The police took them home to their mother.

It was almost comforting to see the Jackson Street lookout take off when police sped up. At least he cared enough to run.

L3's success or failure will be determined if the arrangement is still holding together "in a year or two," Ratcliffe said, "if it can be shown that it helped drive down violent crime."

Thomson agreed with the assessment.

"If that doesn't happen, then this is all just an exercise of everyone getting the same mailing address," he said.

It's too early to tell from the statistics.

Shootings in the city have dipped since a dramatic rise this summer, Police Department records show, but they are still up about 20 percent from last year. There have been 36 homicides this year, as of Monday, up from 34 in all of 2009.

The County Prosecutor's Office has assigned its homicide unit and some senior prosecutors to L3, hoping to increase major-case closure rates, said Prosecutor Warren Faulk.

Homicide closure rates hover around 45 percent in Camden, about 20 percent lower than the national average.
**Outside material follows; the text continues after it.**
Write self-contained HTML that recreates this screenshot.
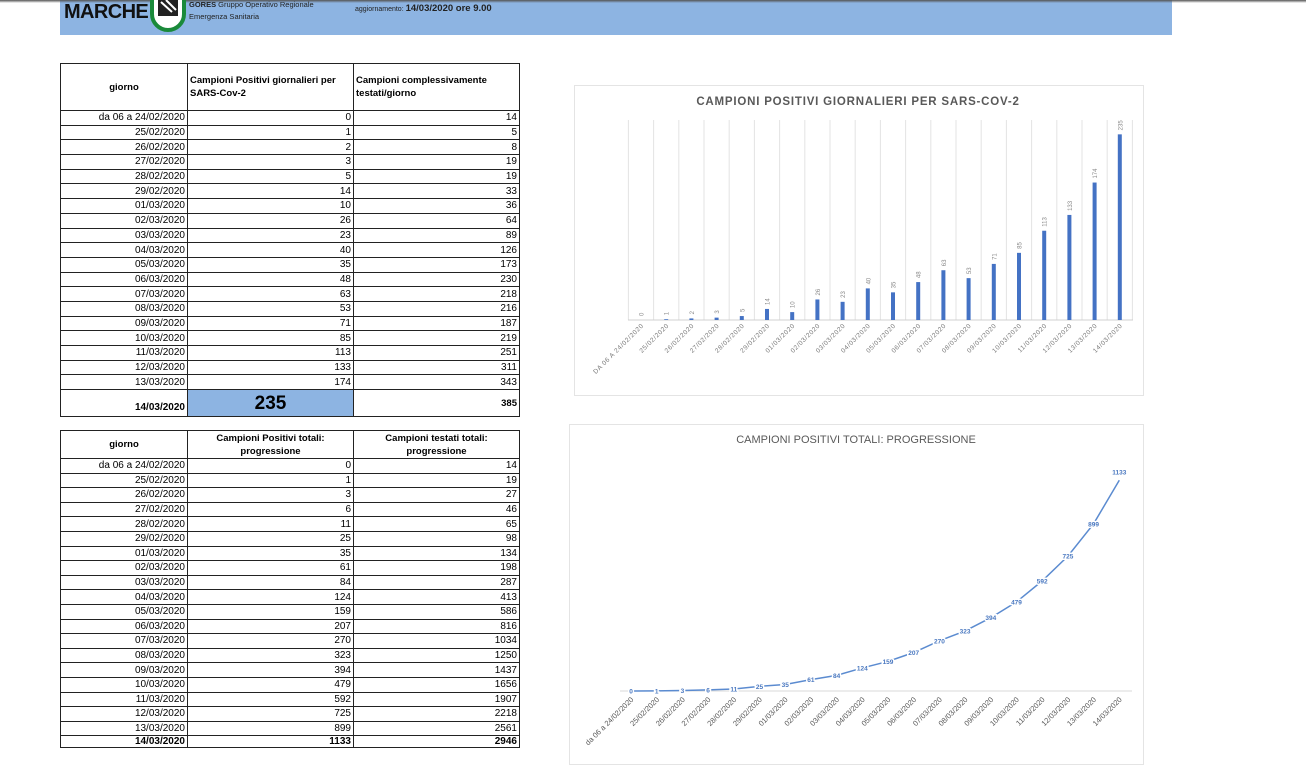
<!DOCTYPE html>
<html><head><meta charset="utf-8"><style>
*{margin:0;padding:0;box-sizing:border-box}
body{width:1306px;height:765px;background:#fff;position:relative;overflow:hidden;font-family:"Liberation Sans",sans-serif;color:#000}
.hdr{position:absolute;left:60px;top:0;width:1112px;height:35px;background:#8db4e2}
.shadow{position:absolute;left:0;top:0;width:1306px;height:3px;background:linear-gradient(#555,#fff0)}
table{position:absolute;border-collapse:collapse;font-size:10px;table-layout:fixed}
td{border:1px solid #222;padding:0 2px;text-align:right;line-height:11px;overflow:hidden;white-space:nowrap}
th{border:1px solid #222;font-weight:bold;font-size:9.5px;line-height:13px;padding:0 2px;white-space:normal}
#t1 tr.d td{height:14.7px}
#t2 tr.d td{height:14.6px}
</style></head><body>
<div class="hdr"></div>
<div class="shadow"></div>
<div style="position:absolute;left:64px;top:1px;font-weight:bold;font-size:20px;letter-spacing:-0.6px;color:#111">MARCHE</div>
<svg style="position:absolute;left:148px;top:-8px" width="40" height="40" viewBox="0 0 40 40"><path d="M4 6 V22 A16 16 0 0 0 36 22 V6" fill="#fff" stroke="#1a8a3a" stroke-width="4"/><rect x="10" y="6" width="20" height="18" fill="#222"/><path d="M13 10 L24 20 M18 8 L28 18" stroke="#fff" stroke-width="2"/></svg>
<div style="position:absolute;left:189px;top:0px;font-size:7.5px;color:#222"><b>GORES</b> Gruppo Operativo Regionale</div>
<div style="position:absolute;left:189px;top:12px;font-size:7.5px;color:#222">Emergenza Sanitaria</div>
<div style="position:absolute;left:355px;top:3px;font-size:7px;color:#222">aggiornamento: <b style="font-size:9.5px">14/03/2020 ore 9.00</b></div>

<table id="t1" style="left:60px;top:63px;width:459px">
<colgroup><col style="width:127px"><col style="width:166px"><col style="width:166px"></colgroup>
<tr><th style="height:47px;text-align:center">giorno</th><th style="text-align:left">Campioni Positivi giornalieri per SARS-Cov-2</th><th style="text-align:left">Campioni complessivamente testati/giorno</th></tr>
<tr class="d"><td>da 06 a 24/02/2020</td><td>0</td><td>14</td></tr>
<tr class="d"><td>25/02/2020</td><td>1</td><td>5</td></tr>
<tr class="d"><td>26/02/2020</td><td>2</td><td>8</td></tr>
<tr class="d"><td>27/02/2020</td><td>3</td><td>19</td></tr>
<tr class="d"><td>28/02/2020</td><td>5</td><td>19</td></tr>
<tr class="d"><td>29/02/2020</td><td>14</td><td>33</td></tr>
<tr class="d"><td>01/03/2020</td><td>10</td><td>36</td></tr>
<tr class="d"><td>02/03/2020</td><td>26</td><td>64</td></tr>
<tr class="d"><td>03/03/2020</td><td>23</td><td>89</td></tr>
<tr class="d"><td>04/03/2020</td><td>40</td><td>126</td></tr>
<tr class="d"><td>05/03/2020</td><td>35</td><td>173</td></tr>
<tr class="d"><td>06/03/2020</td><td>48</td><td>230</td></tr>
<tr class="d"><td>07/03/2020</td><td>63</td><td>218</td></tr>
<tr class="d"><td>08/03/2020</td><td>53</td><td>216</td></tr>
<tr class="d"><td>09/03/2020</td><td>71</td><td>187</td></tr>
<tr class="d"><td>10/03/2020</td><td>85</td><td>219</td></tr>
<tr class="d"><td>11/03/2020</td><td>113</td><td>251</td></tr>
<tr class="d"><td>12/03/2020</td><td>133</td><td>311</td></tr>
<tr class="d"><td>13/03/2020</td><td>174</td><td>343</td></tr>
<tr><td style="height:27px;font-weight:bold;vertical-align:bottom;padding-bottom:3px">14/03/2020</td><td style="background:#8db4e2;text-align:center;font-weight:bold;font-size:19px">235</td><td style="font-weight:bold;font-size:9.5px">385</td></tr>
</table>

<table id="t2" style="left:60px;top:430px;width:459px">
<colgroup><col style="width:127px"><col style="width:166px"><col style="width:166px"></colgroup>
<tr><th style="height:28px;text-align:center">giorno</th><th style="text-align:center">Campioni Positivi totali: progressione</th><th style="text-align:center">Campioni testati totali: progressione</th></tr>
<tr class="d"><td>da 06 a 24/02/2020</td><td>0</td><td>14</td></tr>
<tr class="d"><td>25/02/2020</td><td>1</td><td>19</td></tr>
<tr class="d"><td>26/02/2020</td><td>3</td><td>27</td></tr>
<tr class="d"><td>27/02/2020</td><td>6</td><td>46</td></tr>
<tr class="d"><td>28/02/2020</td><td>11</td><td>65</td></tr>
<tr class="d"><td>29/02/2020</td><td>25</td><td>98</td></tr>
<tr class="d"><td>01/03/2020</td><td>35</td><td>134</td></tr>
<tr class="d"><td>02/03/2020</td><td>61</td><td>198</td></tr>
<tr class="d"><td>03/03/2020</td><td>84</td><td>287</td></tr>
<tr class="d"><td>04/03/2020</td><td>124</td><td>413</td></tr>
<tr class="d"><td>05/03/2020</td><td>159</td><td>586</td></tr>
<tr class="d"><td>06/03/2020</td><td>207</td><td>816</td></tr>
<tr class="d"><td>07/03/2020</td><td>270</td><td>1034</td></tr>
<tr class="d"><td>08/03/2020</td><td>323</td><td>1250</td></tr>
<tr class="d"><td>09/03/2020</td><td>394</td><td>1437</td></tr>
<tr class="d"><td>10/03/2020</td><td>479</td><td>1656</td></tr>
<tr class="d"><td>11/03/2020</td><td>592</td><td>1907</td></tr>
<tr class="d"><td>12/03/2020</td><td>725</td><td>2218</td></tr>
<tr class="d"><td>13/03/2020</td><td>899</td><td>2561</td></tr>
<tr><td style="height:12px;font-weight:bold">14/03/2020</td><td style="font-weight:bold">1133</td><td style="font-weight:bold">2946</td></tr>
</table>

<svg id="ch" style="position:absolute;left:0;top:0" width="1306" height="765" font-family="Liberation Sans, sans-serif"></svg>
<script>
(function(){
var s=document.getElementById('ch'),h='';
h+='<rect x="574.5" y="85.5" width="569" height="310" fill="none" stroke="#e4e4e4"/>';
h+='<rect x="569.5" y="424.5" width="574" height="340" fill="none" stroke="#e4e4e4"/>';
h+='<text x="858" y="105" text-anchor="middle" font-size="11.5" font-weight="bold" fill="#595959" letter-spacing="0.8">CAMPIONI POSITIVI GIORNALIERI PER SARS-COV-2</text>';
h+='<text x="856" y="443" text-anchor="middle" font-size="11" fill="#595959">CAMPIONI POSITIVI TOTALI: PROGRESSIONE</text>';
var d=[0,1,2,3,5,14,10,26,23,40,35,48,63,53,71,85,113,133,174,235];
var t=[0,1,3,6,11,25,35,61,84,124,159,207,270,323,394,479,592,725,899,1133];
var dt=['24/02/2020','25/02/2020','26/02/2020','27/02/2020','28/02/2020','29/02/2020'];
for(var i=1;i<=14;i++)dt.push((i<10?'0':'')+i+'/03/2020');
for(i=0;i<=20;i++){var gx=628.4+25.2*i;h+='<line x1="'+gx+'" y1="120" x2="'+gx+'" y2="320" stroke="#e3e3e3"/>';}
h+='<line x1="628" y1="320" x2="1133" y2="320" stroke="#d0d0d0"/>';
for(i=0;i<20;i++){var x=641+25.2*i,bh=d[i]*0.79,ty=320-bh;
h+='<rect x="'+(x-2)+'" y="'+ty+'" width="4" height="'+bh+'" fill="#4472c4"/>';
h+='<text transform="translate('+(x+2.5)+','+(ty-4)+') rotate(-90)" font-size="6" fill="#8a8a8a">'+d[i]+'</text>';
var lb=i==0?'DA 06 A 24/02/2020':dt[i];
h+='<text transform="translate('+(x+3)+',326) rotate(-45)" text-anchor="end" font-size="6.5" fill="#7a7a7a" letter-spacing="0.6">'+lb+'</text>';}
h+='<line x1="620" y1="691" x2="1132" y2="691" stroke="#d9d9d9"/>';
var pts=[];for(i=0;i<20;i++){pts.push([631+25.7*i,691-t[i]*0.186]);}
h+='<polyline points="'+pts.map(function(p){return p[0]+','+p[1]}).join(' ')+'" fill="none" stroke="#5b8bd0" stroke-width="1.5"/>';
for(i=0;i<20;i++){var p=pts[i],ly=p[1]+2.5;if(i==19)ly=p[1]-6;
h+='<text x="'+p[0]+'" y="'+ly+'" text-anchor="middle" font-size="6.5" font-weight="bold" fill="#4a78c0" stroke="#fff" stroke-width="3" paint-order="stroke">'+t[i]+'</text>';
var lb2=i==0?'da 06 a 24/02/2020':dt[i];
h+='<text transform="translate('+(p[0]+3)+',700) rotate(-45)" text-anchor="end" font-size="7.5" fill="#595959">'+lb2+'</text>';}
s.innerHTML=h;
})();
</script>
</body></html>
The rates have dropped since a "backlog was created" in 2008 when the city had 54 homicides, Faulk said.

In 2009, only 35 percent of Camden's nonfatal shootings were solved, meaning arrests were made or charges issued, Prosecutor's Office records show.

The streamlined coordination at L3 allows prosecutors to "get involved in cases earlier," Faulk said, with the aim of ending them "not just with arrests but convictions."

For now, the pending layoffs loom large. Thomson said he is in the midst of "massive realignment" of his force.

His manpower at L3 will not be cut, he said.

"This is an effort to get out in front of crime, to prevent it before it happens," he said. "If I don't have that, I have nothing. I folded."